Automating Employee Onboarding: Boost Efficiency & Engagement
TL;DR
- Collect signed documents and profile details before day one
- Create IT, payroll, CRM, and communication tool access automatically
- Assign role-specific training, reminders, and manager check-ins
- Track 30/60/90-day milestones without spreadsheet follow-up
1. Why onboarding is a perfect automation target
Employee onboarding is full of repeatable handoffs: offer letters, tax forms, software access, equipment requests, training assignments, manager reminders, and first-week check-ins. When those steps live in email threads and spreadsheets, new hires wait, HR repeats the same work, and managers miss key moments.
A good onboarding automation does not remove the human welcome. It removes the administrative friction around it, so HR and managers can spend more time with the person and less time chasing forms.
2. What to automate first
- Pre-boarding: send welcome emails, collect signed documents, and push employee data into HRIS or payroll.
- Access setup: create IT tickets, assign tool seats, and notify the correct internal owners.
- Training: assign required modules based on role, department, and location.

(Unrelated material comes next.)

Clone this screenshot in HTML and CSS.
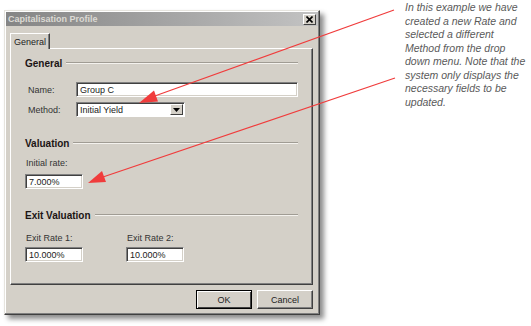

- Manager follow-up: schedule 7-day, 30-day, 60-day, and 90-day reminders with the right prompts.
3. The ideal workflow
The workflow should start the moment a candidate is marked as hired in your applicant tracking system. From there, it should create the employee record, request missing details, notify IT, assign training, and create manager tasks. Every step should write status back to one source of truth so HR can see exactly what is complete and what is blocked.
4. Common risks to avoid
The most common mistake is automating a messy onboarding process exactly as it exists today. Before building, map each step, remove duplicate approvals, and decide which system owns each data field. Automation works best when the process is clear before the software connects it.
5. How Help With Automation approaches it
We start by auditing your current onboarding path, then build a prototype around the highest-friction handoff. For many teams, that is the jump from signed offer to system access. Once that works reliably, we expand into training, manager reminders, compliance checkpoints, and reporting.
The result is a more consistent new hire experience, fewer dropped tasks, and a cleaner operational record for HR.